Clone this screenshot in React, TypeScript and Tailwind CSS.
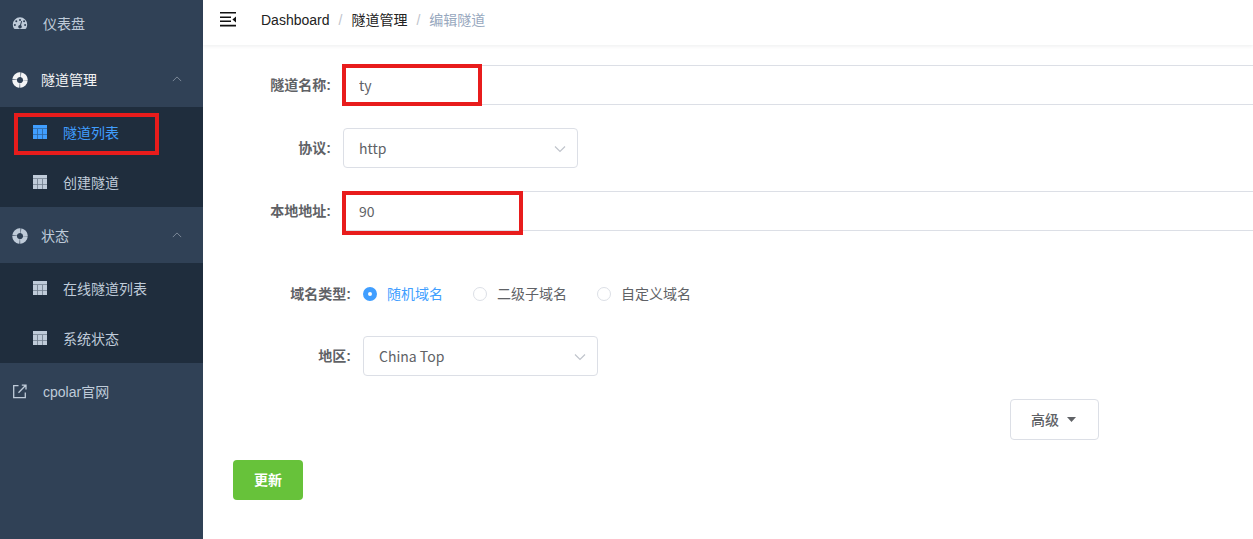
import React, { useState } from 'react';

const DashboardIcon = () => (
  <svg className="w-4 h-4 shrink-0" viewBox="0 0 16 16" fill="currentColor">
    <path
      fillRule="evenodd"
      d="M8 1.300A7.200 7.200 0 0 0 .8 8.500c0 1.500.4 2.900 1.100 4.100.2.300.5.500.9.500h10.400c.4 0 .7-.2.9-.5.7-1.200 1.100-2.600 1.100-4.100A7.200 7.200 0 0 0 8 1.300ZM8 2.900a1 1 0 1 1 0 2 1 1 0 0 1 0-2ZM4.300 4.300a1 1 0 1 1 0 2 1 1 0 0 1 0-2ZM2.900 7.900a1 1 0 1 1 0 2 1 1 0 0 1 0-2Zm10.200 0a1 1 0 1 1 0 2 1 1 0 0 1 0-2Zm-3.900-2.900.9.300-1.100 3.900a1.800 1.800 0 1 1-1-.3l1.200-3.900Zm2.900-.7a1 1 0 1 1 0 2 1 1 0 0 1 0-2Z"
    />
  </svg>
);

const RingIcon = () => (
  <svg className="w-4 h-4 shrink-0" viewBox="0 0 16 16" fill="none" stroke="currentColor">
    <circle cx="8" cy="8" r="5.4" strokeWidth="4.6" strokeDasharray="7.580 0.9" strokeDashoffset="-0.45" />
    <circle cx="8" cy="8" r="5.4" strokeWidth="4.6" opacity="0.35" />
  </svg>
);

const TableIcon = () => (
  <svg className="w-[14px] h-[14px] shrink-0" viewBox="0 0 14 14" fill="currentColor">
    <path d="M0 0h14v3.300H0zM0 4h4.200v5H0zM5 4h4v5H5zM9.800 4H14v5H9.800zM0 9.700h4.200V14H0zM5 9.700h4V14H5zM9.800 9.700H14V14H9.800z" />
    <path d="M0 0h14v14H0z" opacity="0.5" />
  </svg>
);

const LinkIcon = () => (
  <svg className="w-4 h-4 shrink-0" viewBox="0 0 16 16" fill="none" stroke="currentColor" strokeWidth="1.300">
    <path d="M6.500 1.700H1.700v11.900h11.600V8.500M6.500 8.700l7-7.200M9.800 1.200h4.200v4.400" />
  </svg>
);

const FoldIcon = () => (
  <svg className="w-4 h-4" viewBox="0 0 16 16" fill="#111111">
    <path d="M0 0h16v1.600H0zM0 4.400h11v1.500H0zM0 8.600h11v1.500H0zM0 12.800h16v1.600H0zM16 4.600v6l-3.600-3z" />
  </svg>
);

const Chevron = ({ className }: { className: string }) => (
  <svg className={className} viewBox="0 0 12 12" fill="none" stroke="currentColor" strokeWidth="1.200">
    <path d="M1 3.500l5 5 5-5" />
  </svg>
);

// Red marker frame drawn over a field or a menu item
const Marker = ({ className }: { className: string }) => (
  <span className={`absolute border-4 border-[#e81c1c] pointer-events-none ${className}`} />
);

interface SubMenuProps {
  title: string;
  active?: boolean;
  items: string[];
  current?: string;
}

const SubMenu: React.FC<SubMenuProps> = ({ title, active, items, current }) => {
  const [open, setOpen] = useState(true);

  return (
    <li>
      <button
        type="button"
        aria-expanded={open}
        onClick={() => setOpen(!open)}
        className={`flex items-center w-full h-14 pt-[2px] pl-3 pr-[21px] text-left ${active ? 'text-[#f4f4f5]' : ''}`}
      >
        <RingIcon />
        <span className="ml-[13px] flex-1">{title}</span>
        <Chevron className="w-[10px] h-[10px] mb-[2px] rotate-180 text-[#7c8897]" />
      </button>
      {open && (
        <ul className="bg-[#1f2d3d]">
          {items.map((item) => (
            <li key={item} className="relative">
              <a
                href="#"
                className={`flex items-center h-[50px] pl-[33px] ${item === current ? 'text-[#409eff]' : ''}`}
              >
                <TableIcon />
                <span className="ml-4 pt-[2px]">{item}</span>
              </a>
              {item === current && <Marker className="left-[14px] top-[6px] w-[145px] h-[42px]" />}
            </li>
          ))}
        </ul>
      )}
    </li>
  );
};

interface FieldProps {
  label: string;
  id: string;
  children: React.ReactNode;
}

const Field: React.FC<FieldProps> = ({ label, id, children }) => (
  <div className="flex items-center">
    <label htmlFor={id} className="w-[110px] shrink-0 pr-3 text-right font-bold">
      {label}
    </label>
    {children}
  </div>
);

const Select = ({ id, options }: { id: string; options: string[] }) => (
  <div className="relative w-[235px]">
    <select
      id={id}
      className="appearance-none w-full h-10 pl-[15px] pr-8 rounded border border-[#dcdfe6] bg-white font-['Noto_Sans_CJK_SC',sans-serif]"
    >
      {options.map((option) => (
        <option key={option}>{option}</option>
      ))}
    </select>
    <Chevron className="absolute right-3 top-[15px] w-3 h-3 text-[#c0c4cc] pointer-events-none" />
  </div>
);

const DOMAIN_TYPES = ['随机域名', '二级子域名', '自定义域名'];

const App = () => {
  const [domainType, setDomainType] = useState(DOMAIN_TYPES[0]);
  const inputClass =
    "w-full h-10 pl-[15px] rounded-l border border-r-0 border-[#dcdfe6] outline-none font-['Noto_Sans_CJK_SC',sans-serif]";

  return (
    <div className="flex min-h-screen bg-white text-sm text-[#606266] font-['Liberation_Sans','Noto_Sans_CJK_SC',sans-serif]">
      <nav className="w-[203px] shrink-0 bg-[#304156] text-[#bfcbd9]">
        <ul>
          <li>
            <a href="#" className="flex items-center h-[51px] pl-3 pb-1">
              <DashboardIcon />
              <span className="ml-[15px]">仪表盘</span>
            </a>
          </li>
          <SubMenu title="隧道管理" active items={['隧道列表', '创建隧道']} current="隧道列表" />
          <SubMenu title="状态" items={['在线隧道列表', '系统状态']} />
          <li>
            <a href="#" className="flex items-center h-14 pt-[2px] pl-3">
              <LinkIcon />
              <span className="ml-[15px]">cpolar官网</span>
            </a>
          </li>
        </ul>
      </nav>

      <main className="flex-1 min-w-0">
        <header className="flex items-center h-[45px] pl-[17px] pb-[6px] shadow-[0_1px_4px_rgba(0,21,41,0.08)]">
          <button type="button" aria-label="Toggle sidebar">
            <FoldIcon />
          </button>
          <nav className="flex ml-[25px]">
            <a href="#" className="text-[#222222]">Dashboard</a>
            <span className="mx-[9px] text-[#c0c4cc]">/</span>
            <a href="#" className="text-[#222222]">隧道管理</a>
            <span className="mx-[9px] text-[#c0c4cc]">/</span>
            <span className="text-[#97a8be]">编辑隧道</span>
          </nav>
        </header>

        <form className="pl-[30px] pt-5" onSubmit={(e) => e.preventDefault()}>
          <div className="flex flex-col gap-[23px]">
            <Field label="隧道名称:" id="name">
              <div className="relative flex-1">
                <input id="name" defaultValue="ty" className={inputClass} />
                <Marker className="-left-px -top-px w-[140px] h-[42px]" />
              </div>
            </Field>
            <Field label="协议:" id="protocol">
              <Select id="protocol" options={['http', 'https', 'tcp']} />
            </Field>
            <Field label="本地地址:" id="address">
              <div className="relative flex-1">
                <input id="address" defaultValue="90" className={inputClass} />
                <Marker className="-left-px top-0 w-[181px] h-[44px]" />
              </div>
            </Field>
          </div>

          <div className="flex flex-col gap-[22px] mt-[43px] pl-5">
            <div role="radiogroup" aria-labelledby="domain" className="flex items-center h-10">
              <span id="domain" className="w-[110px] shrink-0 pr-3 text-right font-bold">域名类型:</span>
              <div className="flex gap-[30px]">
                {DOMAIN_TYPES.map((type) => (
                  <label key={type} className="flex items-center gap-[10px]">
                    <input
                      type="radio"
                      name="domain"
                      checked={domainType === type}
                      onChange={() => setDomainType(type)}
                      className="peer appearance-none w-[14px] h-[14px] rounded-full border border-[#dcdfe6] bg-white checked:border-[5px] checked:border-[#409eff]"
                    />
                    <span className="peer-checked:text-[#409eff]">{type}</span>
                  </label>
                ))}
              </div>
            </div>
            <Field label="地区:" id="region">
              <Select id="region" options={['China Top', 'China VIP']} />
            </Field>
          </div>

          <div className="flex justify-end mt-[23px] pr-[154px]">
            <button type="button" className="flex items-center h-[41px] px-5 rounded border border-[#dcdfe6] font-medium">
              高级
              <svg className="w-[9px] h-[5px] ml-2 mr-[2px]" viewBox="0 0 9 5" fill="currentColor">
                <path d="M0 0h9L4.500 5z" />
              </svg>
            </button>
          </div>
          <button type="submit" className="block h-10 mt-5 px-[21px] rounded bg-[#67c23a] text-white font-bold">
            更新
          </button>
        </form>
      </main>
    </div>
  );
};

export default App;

::::::::::

STATED TASK
Copy each line above that contains the string "React".

FINISHED ANSWER
Clone this screenshot in React, TypeScript and Tailwind CSS.
import React, { useState } from 'react';
const SubMenu: React.FC<SubMenuProps> = ({ title, active, items, current }) => {
  children: React.ReactNode;
const Field: React.FC<FieldProps> = ({ label, id, children }) => (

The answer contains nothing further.